## Instructions to follow
Quote every line below exactly and skip any picture.

•••

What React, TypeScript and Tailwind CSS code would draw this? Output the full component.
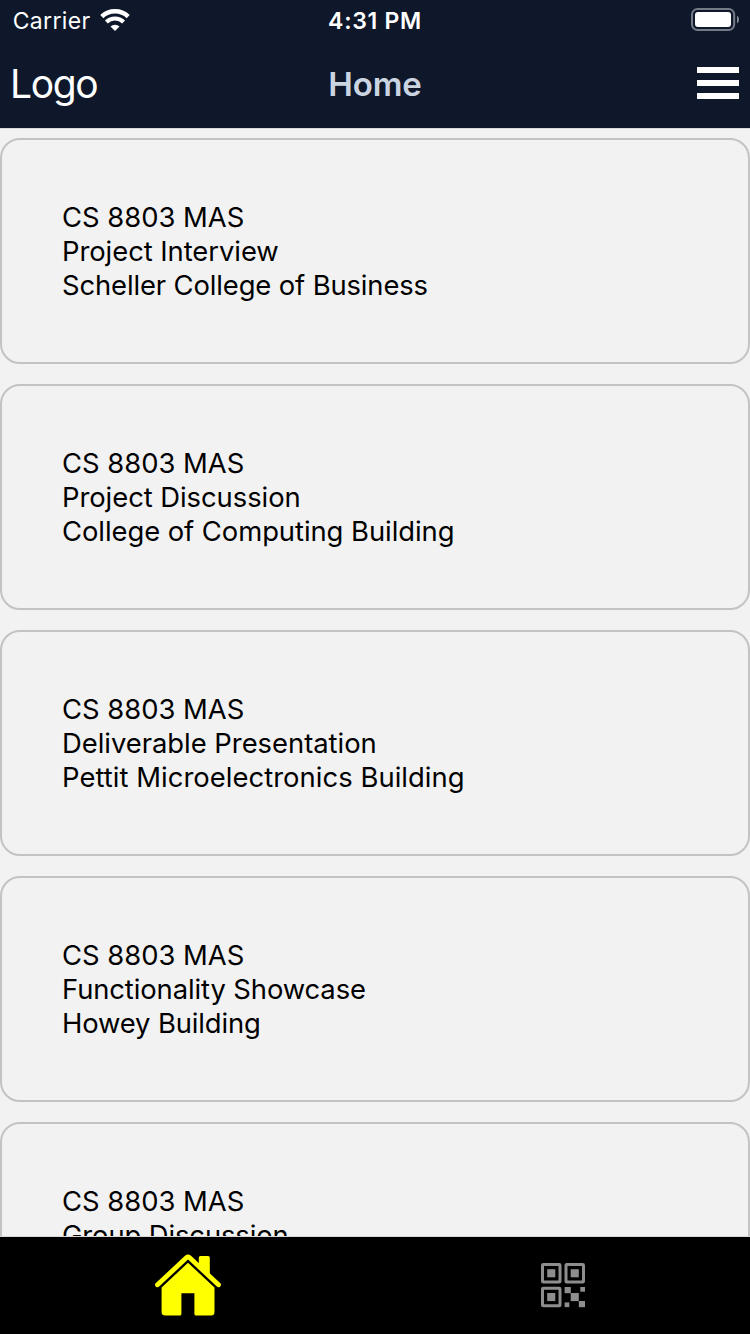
const sessions = [
  { title: 'Project Interview', place: 'Scheller College of Business', ts: 'tracking-[-0.05px]', ps: 'tracking-[-0.12px]' },
  { title: 'Project Discussion', place: 'College of Computing Building', ts: 'tracking-[-0.05px]', ps: 'tracking-[-0.05px]' },
  { title: 'Deliverable Presentation', place: 'Pettit Microelectronics Building', ts: 'tracking-[-0.02px]', ps: 'tracking-[0.05px]' },
  { title: 'Functionality Showcase', place: 'Howey Building', ts: 'tracking-[-0.1px]', ps: 'tracking-[-0.13px]' },
  { title: 'Group Discussion', place: '', ts: 'tracking-[-0.1px]', ps: '' },
];

function WifiIcon() {
  return (
    <svg width="30" height="24" viewBox="0 0 30 24" fill="none" stroke="#fff">
      <path d="M1.8 8.6A19.2 19.2 0 0 1 28.2 8.6" strokeWidth="4.5" />
      <path d="M6.4 14A12.3 12.3 0 0 1 23.6 14" strokeWidth="4.1" />
      <path d="M10.5 18.4A6.7 6.7 0 0 1 19.5 18.4L15 23Z" fill="#fff" stroke="none" />
    </svg>
  );
}

function BatteryIcon() {
  return (
    <svg width="50" height="24" viewBox="0 0 50 24">
      <rect x="2" y="1" width="42.2" height="21" rx="5.5" fill="none" stroke="#757a87" strokeWidth="2" />
      <rect x="5" y="4" width="36" height="15" rx="3" fill="#fff" />
      <path d="M47 7.5Q49 9 49 11.5T47 15.5Z" fill="#878b95" />
    </svg>
  );
}

function HomeIcon() {
  return (
    <svg width="68" height="64" viewBox="154 1253 68 64" fill="#ff0">
      <path d="M157.5 1284.8L186.6 1257.6Q188 1256.4 189.4 1257.6L218.5 1284.8" fill="none" stroke="#ff0" strokeWidth="4.8" strokeLinecap="round" strokeLinejoin="round" />
      <path d="M198.8 1265V1257.8Q198.8 1256 200.6 1256H208Q209.8 1256 209.8 1257.8V1275Z" />
      <path d="M188 1262.8L214.5 1287.4V1312Q214.5 1315.6 211 1315.6H196Q194.4 1315.6 194.4 1314V1293.2H181.4V1314Q181.4 1315.6 179.8 1315.6H165.2Q161.6 1315.6 161.6 1312V1287.4Z" />
    </svg>
  );
}

function QrIcon() {
  return (
    <svg width="46" height="46" viewBox="540 1262 46 46" fill="#8e8e8e">
      <g fill="none" stroke="#8e8e8e" strokeWidth="3">
        <rect x="542.5" y="1264.5" width="17.5" height="17.5" rx="0.8" />
        <rect x="566" y="1264.5" width="17.5" height="17.5" rx="0.8" />
        <rect x="542.5" y="1288.3" width="17.5" height="17.5" rx="0.8" />
      </g>
      <rect x="547.2" y="1269.2" width="8.1" height="8.1" />
      <rect x="570.7" y="1269.2" width="8.1" height="8.1" />
      <rect x="547.2" y="1293" width="8.1" height="8.1" />
      <rect x="564.6" y="1287" width="6.2" height="6.2" />
      <rect x="580.3" y="1287" width="4.7" height="4.7" />
      <rect x="570.7" y="1293" width="8.1" height="8.1" />
      <rect x="564.6" y="1302.4" width="4.7" height="4.7" />
      <rect x="578.8" y="1301" width="6.2" height="6.2" />
    </svg>
  );
}

export default function App() {
  return (
    <div className="flex h-[1334px] w-[750px] flex-col overflow-hidden bg-[#f2f2f2] font-['Inter','Liberation_Sans',sans-serif]">
      <header className="flex h-[129px] shrink-0 flex-col border-b border-[#d8d8d8] bg-[#0f172a] text-white">
        <div className="grid h-10 grid-cols-3 items-center">
          <div className="flex items-center gap-[9px] pl-[12.7px]">
            <span className="pt-[2px] text-[23px] leading-[28px] tracking-[0.35px]">Carrier</span>
            <WifiIcon />
          </div>
          <span className="pt-[2px] text-center text-[23px] leading-[28px] font-semibold tracking-[0.7px]">4:31 PM</span>
          <div className="flex justify-end pr-[10px]">
            <BatteryIcon />
          </div>
        </div>
        <div className="grid h-[88px] grid-cols-3 items-center">
          <span className="mt-5 self-start pl-[10px] text-[39px] leading-[47px] tracking-[-1.4px]">Logo</span>
          <h1 className="text-center text-[33px] leading-[42px] font-semibold tracking-[-0.1px] text-[#cbd5e1]">Home</h1>
          <div className="flex flex-col items-end gap-[7px] pr-[11px] pb-[2px]">
            <span className="h-[6px] w-[42px] bg-white" />
            <span className="h-[6px] w-[42px] bg-white" />
            <span className="h-[6px] w-[42px] bg-white" />
          </div>
        </div>
      </header>
      <main className="flex min-h-0 flex-1 flex-col gap-5 overflow-hidden pt-[9px]">
        {sessions.map((s) => (
          <section key={s.title} className="h-[226px] shrink-0 rounded-[20px] border-2 border-[#c3c3c3] p-[60px] text-[27.4px] leading-[34px] whitespace-nowrap text-black">
            <p>CS 8803 MAS</p>
            <p className={s.ts}>{s.title}</p>
            {s.place && <p className={s.ps}>{s.place}</p>}
          </section>
        ))}
      </main>
      <nav className="grid h-[98px] shrink-0 grid-cols-2 border-t border-[#d8d8d8] bg-black">
        <div className="flex justify-center pt-4"><HomeIcon /></div>
        <div className="flex justify-center pt-[25px]"><QrIcon /></div>
      </nav>
    </div>
  );
}
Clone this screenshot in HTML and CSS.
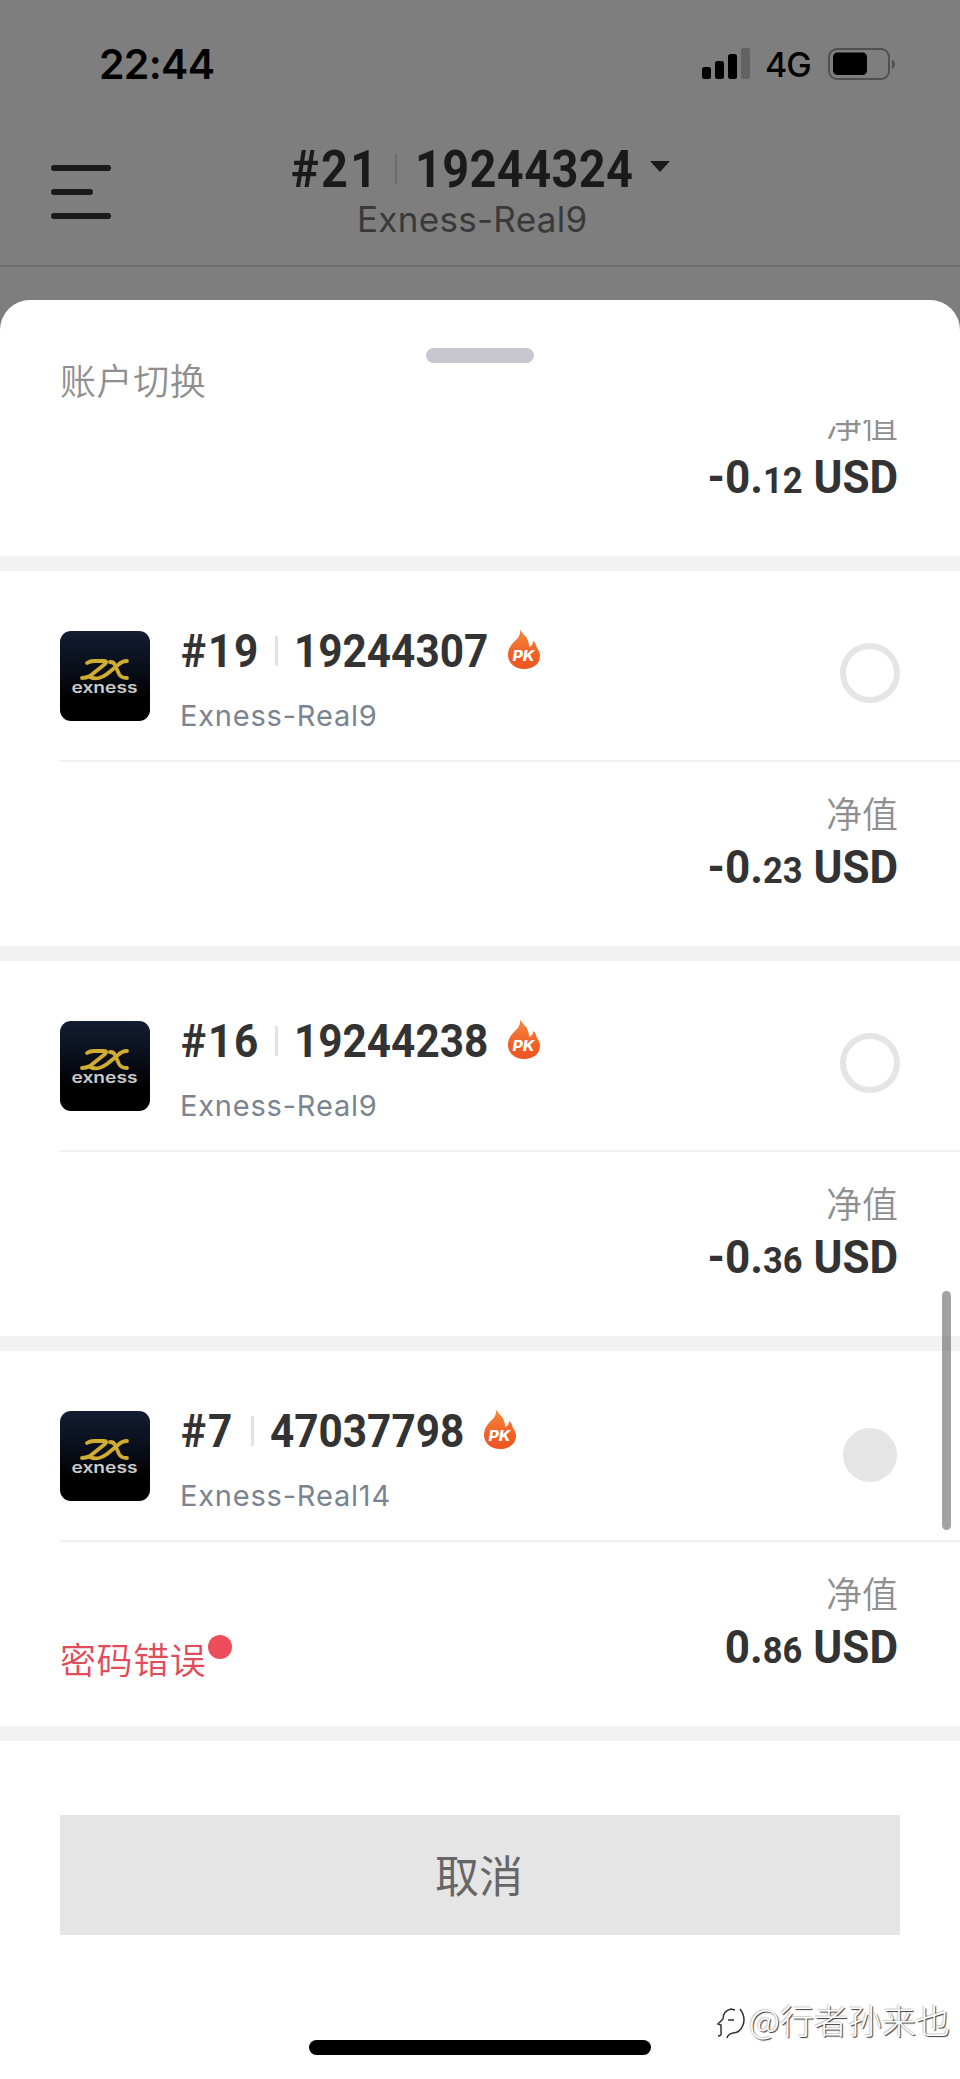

•••

## Reply to the exercise
What React, TypeScript and Tailwind CSS code would draw this? Output the full component.
const sessions = [
  { title: 'Project Interview', place: 'Scheller College of Business', ts: 'tracking-[-0.05px]', ps: 'tracking-[-0.12px]' },
  { title: 'Project Discussion', place: 'College of Computing Building', ts: 'tracking-[-0.05px]', ps: 'tracking-[-0.05px]' },
  { title: 'Deliverable Presentation', place: 'Pettit Microelectronics Building', ts: 'tracking-[-0.02px]', ps: 'tracking-[0.05px]' },
  { title: 'Functionality Showcase', place: 'Howey Building', ts: 'tracking-[-0.1px]', ps: 'tracking-[-0.13px]' },
  { title: 'Group Discussion', place: '', ts: 'tracking-[-0.1px]', ps: '' },
];

function WifiIcon() {
  return (
    <svg width="30" height="24" viewBox="0 0 30 24" fill="none" stroke="#fff">
      <path d="M1.8 8.6A19.2 19.2 0 0 1 28.2 8.6" strokeWidth="4.5" />
      <path d="M6.4 14A12.3 12.3 0 0 1 23.6 14" strokeWidth="4.1" />
      <path d="M10.5 18.4A6.7 6.7 0 0 1 19.5 18.4L15 23Z" fill="#fff" stroke="none" />
    </svg>
  );
}

function BatteryIcon() {
  return (
    <svg width="50" height="24" viewBox="0 0 50 24">
      <rect x="2" y="1" width="42.2" height="21" rx="5.5" fill="none" stroke="#757a87" strokeWidth="2" />
      <rect x="5" y="4" width="36" height="15" rx="3" fill="#fff" />
      <path d="M47 7.5Q49 9 49 11.5T47 15.5Z" fill="#878b95" />
    </svg>
  );
}

function HomeIcon() {
  return (
    <svg width="68" height="64" viewBox="154 1253 68 64" fill="#ff0">
      <path d="M157.5 1284.8L186.6 1257.6Q188 1256.4 189.4 1257.6L218.5 1284.8" fill="none" stroke="#ff0" strokeWidth="4.8" strokeLinecap="round" strokeLinejoin="round" />
      <path d="M198.8 1265V1257.8Q198.8 1256 200.6 1256H208Q209.8 1256 209.8 1257.8V1275Z" />
      <path d="M188 1262.8L214.5 1287.4V1312Q214.5 1315.6 211 1315.6H196Q194.4 1315.6 194.4 1314V1293.2H181.4V1314Q181.4 1315.6 179.8 1315.6H165.2Q161.6 1315.6 161.6 1312V1287.4Z" />
    </svg>
  );
}

function QrIcon() {
  return (
    <svg width="46" height="46" viewBox="540 1262 46 46" fill="#8e8e8e">
      <g fill="none" stroke="#8e8e8e" strokeWidth="3">
        <rect x="542.5" y="1264.5" width="17.5" height="17.5" rx="0.8" />
        <rect x="566" y="1264.5" width="17.5" height="17.5" rx="0.8" />
        <rect x="542.5" y="1288.3" width="17.5" height="17.5" rx="0.8" />
      </g>
      <rect x="547.2" y="1269.2" width="8.1" height="8.1" />
      <rect x="570.7" y="1269.2" width="8.1" height="8.1" />
      <rect x="547.2" y="1293" width="8.1" height="8.1" />
      <rect x="564.6" y="1287" width="6.2" height="6.2" />
      <rect x="580.3" y="1287" width="4.7" height="4.7" />
      <rect x="570.7" y="1293" width="8.1" height="8.1" />
      <rect x="564.6" y="1302.4" width="4.7" height="4.7" />
      <rect x="578.8" y="1301" width="6.2" height="6.2" />
    </svg>
  );
}

export default function App() {
  return (
    <div className="flex h-[1334px] w-[750px] flex-col overflow-hidden bg-[#f2f2f2] font-['Inter','Liberation_Sans',sans-serif]">
      <header className="flex h-[129px] shrink-0 flex-col border-b border-[#d8d8d8] bg-[#0f172a] text-white">
        <div className="grid h-10 grid-cols-3 items-center">
          <div className="flex items-center gap-[9px] pl-[12.7px]">
            <span className="pt-[2px] text-[23px] leading-[28px] tracking-[0.35px]">Carrier</span>
            <WifiIcon />
          </div>
          <span className="pt-[2px] text-center text-[23px] leading-[28px] font-semibold tracking-[0.7px]">4:31 PM</span>
          <div className="flex justify-end pr-[10px]">
            <BatteryIcon />
          </div>
        </div>
        <div className="grid h-[88px] grid-cols-3 items-center">
          <span className="mt-5 self-start pl-[10px] text-[39px] leading-[47px] tracking-[-1.4px]">Logo</span>
          <h1 className="text-center text-[33px] leading-[42px] font-semibold tracking-[-0.1px] text-[#cbd5e1]">Home</h1>
          <div className="flex flex-col items-end gap-[7px] pr-[11px] pb-[2px]">
            <span className="h-[6px] w-[42px] bg-white" />
            <span className="h-[6px] w-[42px] bg-white" />
            <span className="h-[6px] w-[42px] bg-white" />
          </div>
        </div>
      </header>
      <main className="flex min-h-0 flex-1 flex-col gap-5 overflow-hidden pt-[9px]">
        {sessions.map((s) => (
          <section key={s.title} className="h-[226px] shrink-0 rounded-[20px] border-2 border-[#c3c3c3] p-[60px] text-[27.4px] leading-[34px] whitespace-nowrap text-black">
            <p>CS 8803 MAS</p>
            <p className={s.ts}>{s.title}</p>
            {s.place && <p className={s.ps}>{s.place}</p>}
          </section>
        ))}
      </main>
      <nav className="grid h-[98px] shrink-0 grid-cols-2 border-t border-[#d8d8d8] bg-black">
        <div className="flex justify-center pt-4"><HomeIcon /></div>
        <div className="flex justify-center pt-[25px]"><QrIcon /></div>
      </nav>
    </div>
  );
}
Clone this screenshot in HTML and CSS.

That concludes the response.